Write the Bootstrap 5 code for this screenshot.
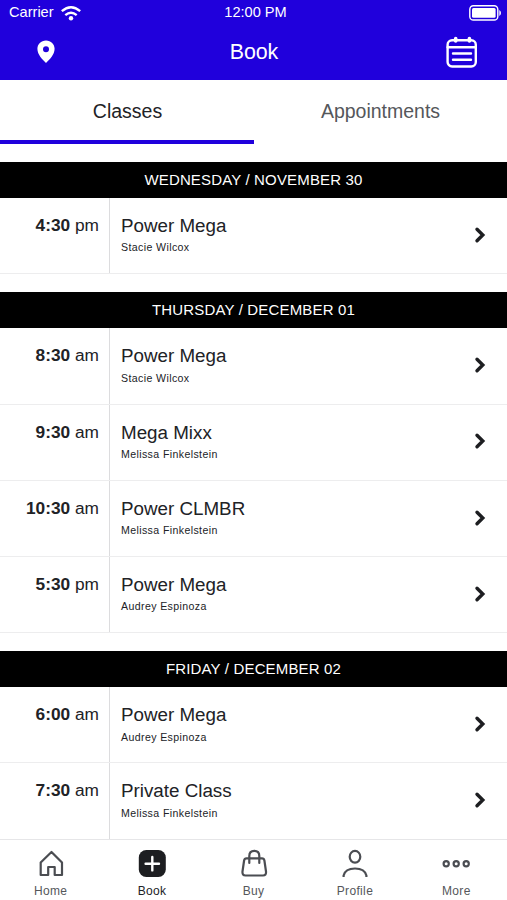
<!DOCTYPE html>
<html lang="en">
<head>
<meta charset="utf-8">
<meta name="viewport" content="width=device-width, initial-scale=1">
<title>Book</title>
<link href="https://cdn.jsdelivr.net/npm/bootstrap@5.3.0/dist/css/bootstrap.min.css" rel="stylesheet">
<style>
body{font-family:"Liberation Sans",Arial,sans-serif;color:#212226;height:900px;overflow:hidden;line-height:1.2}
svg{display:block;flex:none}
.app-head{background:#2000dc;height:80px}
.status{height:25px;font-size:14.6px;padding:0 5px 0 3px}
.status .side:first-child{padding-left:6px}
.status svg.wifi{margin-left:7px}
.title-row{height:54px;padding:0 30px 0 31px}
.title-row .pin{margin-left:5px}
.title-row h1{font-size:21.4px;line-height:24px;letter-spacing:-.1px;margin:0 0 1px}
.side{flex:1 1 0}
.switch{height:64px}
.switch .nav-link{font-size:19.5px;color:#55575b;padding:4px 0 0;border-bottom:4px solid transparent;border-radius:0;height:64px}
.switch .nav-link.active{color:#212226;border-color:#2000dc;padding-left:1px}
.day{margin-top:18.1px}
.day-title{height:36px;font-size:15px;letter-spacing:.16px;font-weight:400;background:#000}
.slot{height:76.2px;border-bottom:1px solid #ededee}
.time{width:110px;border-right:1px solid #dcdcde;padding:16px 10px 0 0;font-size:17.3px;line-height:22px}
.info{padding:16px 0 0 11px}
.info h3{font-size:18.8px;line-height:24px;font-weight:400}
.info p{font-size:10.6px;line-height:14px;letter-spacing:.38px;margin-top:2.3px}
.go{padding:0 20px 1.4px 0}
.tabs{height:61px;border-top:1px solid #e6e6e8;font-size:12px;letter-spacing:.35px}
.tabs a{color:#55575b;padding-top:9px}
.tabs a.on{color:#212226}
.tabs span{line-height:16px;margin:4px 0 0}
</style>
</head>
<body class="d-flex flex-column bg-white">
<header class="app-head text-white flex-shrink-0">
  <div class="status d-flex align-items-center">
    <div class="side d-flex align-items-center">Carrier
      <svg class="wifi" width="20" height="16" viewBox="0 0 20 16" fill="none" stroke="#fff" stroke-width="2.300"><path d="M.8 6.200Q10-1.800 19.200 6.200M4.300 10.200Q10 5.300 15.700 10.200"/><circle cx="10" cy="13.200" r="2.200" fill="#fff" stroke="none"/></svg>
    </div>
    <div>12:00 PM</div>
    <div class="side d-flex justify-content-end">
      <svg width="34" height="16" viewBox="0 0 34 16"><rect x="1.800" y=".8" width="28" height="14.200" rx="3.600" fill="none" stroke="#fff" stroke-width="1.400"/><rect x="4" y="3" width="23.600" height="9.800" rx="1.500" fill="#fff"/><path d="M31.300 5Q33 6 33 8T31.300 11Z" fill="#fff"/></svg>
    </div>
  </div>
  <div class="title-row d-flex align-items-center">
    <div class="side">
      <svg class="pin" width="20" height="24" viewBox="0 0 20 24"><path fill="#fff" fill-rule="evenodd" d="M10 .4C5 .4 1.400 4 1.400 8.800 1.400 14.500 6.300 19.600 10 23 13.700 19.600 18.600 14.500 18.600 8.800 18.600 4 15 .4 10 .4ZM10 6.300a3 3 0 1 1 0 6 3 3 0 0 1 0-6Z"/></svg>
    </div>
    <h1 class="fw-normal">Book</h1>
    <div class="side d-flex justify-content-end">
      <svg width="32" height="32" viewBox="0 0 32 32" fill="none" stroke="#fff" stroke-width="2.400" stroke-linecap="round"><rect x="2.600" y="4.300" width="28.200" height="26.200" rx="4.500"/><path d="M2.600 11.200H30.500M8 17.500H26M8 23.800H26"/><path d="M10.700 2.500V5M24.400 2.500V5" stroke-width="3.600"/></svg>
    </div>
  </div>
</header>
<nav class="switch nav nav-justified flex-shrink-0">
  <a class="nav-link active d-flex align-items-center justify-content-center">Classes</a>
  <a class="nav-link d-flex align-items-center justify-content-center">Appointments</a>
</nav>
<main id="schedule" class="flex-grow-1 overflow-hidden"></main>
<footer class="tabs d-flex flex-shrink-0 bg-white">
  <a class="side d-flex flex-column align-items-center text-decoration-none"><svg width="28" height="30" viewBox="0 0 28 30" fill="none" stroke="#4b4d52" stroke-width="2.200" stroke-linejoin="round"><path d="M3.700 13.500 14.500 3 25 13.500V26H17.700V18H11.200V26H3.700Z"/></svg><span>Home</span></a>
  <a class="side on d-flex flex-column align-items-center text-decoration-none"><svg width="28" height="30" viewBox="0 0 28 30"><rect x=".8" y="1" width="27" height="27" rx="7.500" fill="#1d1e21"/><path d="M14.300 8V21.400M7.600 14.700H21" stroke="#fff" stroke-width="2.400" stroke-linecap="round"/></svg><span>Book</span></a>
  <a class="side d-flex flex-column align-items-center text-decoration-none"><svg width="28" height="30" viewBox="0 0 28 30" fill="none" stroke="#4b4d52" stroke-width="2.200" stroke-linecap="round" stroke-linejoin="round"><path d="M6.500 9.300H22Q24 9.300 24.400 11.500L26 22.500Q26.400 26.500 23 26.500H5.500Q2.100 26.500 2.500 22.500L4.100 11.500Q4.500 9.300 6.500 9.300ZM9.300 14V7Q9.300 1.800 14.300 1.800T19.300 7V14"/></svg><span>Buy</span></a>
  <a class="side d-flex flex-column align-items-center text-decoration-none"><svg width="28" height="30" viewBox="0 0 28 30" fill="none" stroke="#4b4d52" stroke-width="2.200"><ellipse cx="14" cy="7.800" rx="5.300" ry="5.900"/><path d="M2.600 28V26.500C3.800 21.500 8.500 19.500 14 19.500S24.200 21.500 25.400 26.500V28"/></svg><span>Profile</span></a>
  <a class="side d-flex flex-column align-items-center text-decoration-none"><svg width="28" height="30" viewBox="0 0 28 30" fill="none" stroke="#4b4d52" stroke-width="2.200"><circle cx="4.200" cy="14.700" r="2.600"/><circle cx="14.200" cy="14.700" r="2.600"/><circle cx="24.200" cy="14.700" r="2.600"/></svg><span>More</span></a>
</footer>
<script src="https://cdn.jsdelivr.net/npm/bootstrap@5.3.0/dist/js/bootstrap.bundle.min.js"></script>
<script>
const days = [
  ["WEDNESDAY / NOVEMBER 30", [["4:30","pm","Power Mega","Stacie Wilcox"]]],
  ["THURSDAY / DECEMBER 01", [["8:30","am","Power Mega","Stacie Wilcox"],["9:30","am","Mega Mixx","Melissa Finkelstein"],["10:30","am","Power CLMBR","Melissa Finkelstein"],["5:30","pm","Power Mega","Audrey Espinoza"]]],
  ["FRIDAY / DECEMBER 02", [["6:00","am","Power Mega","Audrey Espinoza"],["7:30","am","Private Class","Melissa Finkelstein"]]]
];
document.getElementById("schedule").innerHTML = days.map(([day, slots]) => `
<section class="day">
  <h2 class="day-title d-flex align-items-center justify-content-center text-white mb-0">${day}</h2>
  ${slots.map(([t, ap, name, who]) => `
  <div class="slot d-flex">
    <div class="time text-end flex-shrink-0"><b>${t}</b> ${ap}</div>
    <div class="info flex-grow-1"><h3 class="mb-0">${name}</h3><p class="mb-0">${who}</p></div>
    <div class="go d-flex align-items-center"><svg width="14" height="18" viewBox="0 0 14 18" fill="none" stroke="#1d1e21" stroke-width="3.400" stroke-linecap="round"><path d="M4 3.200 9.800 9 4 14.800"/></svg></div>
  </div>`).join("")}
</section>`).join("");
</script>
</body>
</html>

........

> Your goal: Extract the full listing above verbatim; pictures are to be left out of the copy.

> Correct answer:
Write the Bootstrap 5 code for this screenshot.
<!DOCTYPE html>
<html lang="en">
<head>
<meta charset="utf-8">
<meta name="viewport" content="width=device-width, initial-scale=1">
<title>Book</title>
<link href="https://cdn.jsdelivr.net/npm/bootstrap@5.3.0/dist/css/bootstrap.min.css" rel="stylesheet">
<style>
body{font-family:"Liberation Sans",Arial,sans-serif;color:#212226;height:900px;overflow:hidden;line-height:1.2}
svg{display:block;flex:none}
.app-head{background:#2000dc;height:80px}
.status{height:25px;font-size:14.6px;padding:0 5px 0 3px}
.status .side:first-child{padding-left:6px}
.status svg.wifi{margin-left:7px}
.title-row{height:54px;padding:0 30px 0 31px}
.title-row .pin{margin-left:5px}
.title-row h1{font-size:21.4px;line-height:24px;letter-spacing:-.1px;margin:0 0 1px}
.side{flex:1 1 0}
.switch{height:64px}
.switch .nav-link{font-size:19.5px;color:#55575b;padding:4px 0 0;border-bottom:4px solid transparent;border-radius:0;height:64px}
.switch .nav-link.active{color:#212226;border-color:#2000dc;padding-left:1px}
.day{margin-top:18.1px}
.day-title{height:36px;font-size:15px;letter-spacing:.16px;font-weight:400;background:#000}
.slot{height:76.2px;border-bottom:1px solid #ededee}
.time{width:110px;border-right:1px solid #dcdcde;padding:16px 10px 0 0;font-size:17.3px;line-height:22px}
.info{padding:16px 0 0 11px}
.info h3{font-size:18.8px;line-height:24px;font-weight:400}
.info p{font-size:10.6px;line-height:14px;letter-spacing:.38px;margin-top:2.3px}
.go{padding:0 20px 1.4px 0}
.tabs{height:61px;border-top:1px solid #e6e6e8;font-size:12px;letter-spacing:.35px}
.tabs a{color:#55575b;padding-top:9px}
.tabs a.on{color:#212226}
.tabs span{line-height:16px;margin:4px 0 0}
</style>
</head>
<body class="d-flex flex-column bg-white">
<header class="app-head text-white flex-shrink-0">
  <div class="status d-flex align-items-center">
    <div class="side d-flex align-items-center">Carrier
      <svg class="wifi" width="20" height="16" viewBox="0 0 20 16" fill="none" stroke="#fff" stroke-width="2.300"><path d="M.8 6.200Q10-1.800 19.200 6.200M4.300 10.200Q10 5.300 15.700 10.200"/><circle cx="10" cy="13.200" r="2.200" fill="#fff" stroke="none"/></svg>
    </div>
    <div>12:00 PM</div>
    <div class="side d-flex justify-content-end">
      <svg width="34" height="16" viewBox="0 0 34 16"><rect x="1.800" y=".8" width="28" height="14.200" rx="3.600" fill="none" stroke="#fff" stroke-width="1.400"/><rect x="4" y="3" width="23.600" height="9.800" rx="1.500" fill="#fff"/><path d="M31.300 5Q33 6 33 8T31.300 11Z" fill="#fff"/></svg>
    </div>
  </div>
  <div class="title-row d-flex align-items-center">
    <div class="side">
      <svg class="pin" width="20" height="24" viewBox="0 0 20 24"><path fill="#fff" fill-rule="evenodd" d="M10 .4C5 .4 1.400 4 1.400 8.800 1.400 14.500 6.300 19.600 10 23 13.700 19.600 18.600 14.500 18.600 8.800 18.600 4 15 .4 10 .4ZM10 6.300a3 3 0 1 1 0 6 3 3 0 0 1 0-6Z"/></svg>
    </div>
    <h1 class="fw-normal">Book</h1>
    <div class="side d-flex justify-content-end">
      <svg width="32" height="32" viewBox="0 0 32 32" fill="none" stroke="#fff" stroke-width="2.400" stroke-linecap="round"><rect x="2.600" y="4.300" width="28.200" height="26.200" rx="4.500"/><path d="M2.600 11.200H30.500M8 17.500H26M8 23.800H26"/><path d="M10.700 2.500V5M24.400 2.500V5" stroke-width="3.600"/></svg>
    </div>
  </div>
</header>
<nav class="switch nav nav-justified flex-shrink-0">
  <a class="nav-link active d-flex align-items-center justify-content-center">Classes</a>
  <a class="nav-link d-flex align-items-center justify-content-center">Appointments</a>
</nav>
<main id="schedule" class="flex-grow-1 overflow-hidden"></main>
<footer class="tabs d-flex flex-shrink-0 bg-white">
  <a class="side d-flex flex-column align-items-center text-decoration-none"><svg width="28" height="30" viewBox="0 0 28 30" fill="none" stroke="#4b4d52" stroke-width="2.200" stroke-linejoin="round"><path d="M3.700 13.500 14.500 3 25 13.500V26H17.700V18H11.200V26H3.700Z"/></svg><span>Home</span></a>
  <a class="side on d-flex flex-column align-items-center text-decoration-none"><svg width="28" height="30" viewBox="0 0 28 30"><rect x=".8" y="1" width="27" height="27" rx="7.500" fill="#1d1e21"/><path d="M14.300 8V21.400M7.600 14.700H21" stroke="#fff" stroke-width="2.400" stroke-linecap="round"/></svg><span>Book</span></a>
  <a class="side d-flex flex-column align-items-center text-decoration-none"><svg width="28" height="30" viewBox="0 0 28 30" fill="none" stroke="#4b4d52" stroke-width="2.200" stroke-linecap="round" stroke-linejoin="round"><path d="M6.500 9.300H22Q24 9.300 24.400 11.500L26 22.500Q26.400 26.500 23 26.500H5.500Q2.100 26.500 2.500 22.500L4.100 11.500Q4.500 9.300 6.500 9.300ZM9.300 14V7Q9.300 1.800 14.300 1.800T19.300 7V14"/></svg><span>Buy</span></a>
  <a class="side d-flex flex-column align-items-center text-decoration-none"><svg width="28" height="30" viewBox="0 0 28 30" fill="none" stroke="#4b4d52" stroke-width="2.200"><ellipse cx="14" cy="7.800" rx="5.300" ry="5.900"/><path d="M2.600 28V26.500C3.800 21.500 8.500 19.500 14 19.500S24.200 21.500 25.400 26.500V28"/></svg><span>Profile</span></a>
  <a class="side d-flex flex-column align-items-center text-decoration-none"><svg width="28" height="30" viewBox="0 0 28 30" fill="none" stroke="#4b4d52" stroke-width="2.200"><circle cx="4.200" cy="14.700" r="2.600"/><circle cx="14.200" cy="14.700" r="2.600"/><circle cx="24.200" cy="14.700" r="2.600"/></svg><span>More</span></a>
</footer>
<script src="https://cdn.jsdelivr.net/npm/bootstrap@5.3.0/dist/js/bootstrap.bundle.min.js"></script>
<script>
const days = [
  ["WEDNESDAY / NOVEMBER 30", [["4:30","pm","Power Mega","Stacie Wilcox"]]],
  ["THURSDAY / DECEMBER 01", [["8:30","am","Power Mega","Stacie Wilcox"],["9:30","am","Mega Mixx","Melissa Finkelstein"],["10:30","am","Power CLMBR","Melissa Finkelstein"],["5:30","pm","Power Mega","Audrey Espinoza"]]],
  ["FRIDAY / DECEMBER 02", [["6:00","am","Power Mega","Audrey Espinoza"],["7:30","am","Private Class","Melissa Finkelstein"]]]
];
document.getElementById("schedule").innerHTML = days.map(([day, slots]) => `
<section class="day">
  <h2 class="day-title d-flex align-items-center justify-content-center text-white mb-0">${day}</h2>
  ${slots.map(([t, ap, name, who]) => `
  <div class="slot d-flex">
    <div class="time text-end flex-shrink-0"><b>${t}</b> ${ap}</div>
    <div class="info flex-grow-1"><h3 class="mb-0">${name}</h3><p class="mb-0">${who}</p></div>
    <div class="go d-flex align-items-center"><svg width="14" height="18" viewBox="0 0 14 18" fill="none" stroke="#1d1e21" stroke-width="3.400" stroke-linecap="round"><path d="M4 3.200 9.800 9 4 14.800"/></svg></div>
  </div>`).join("")}
</section>`).join("");
</script>
</body>
</html>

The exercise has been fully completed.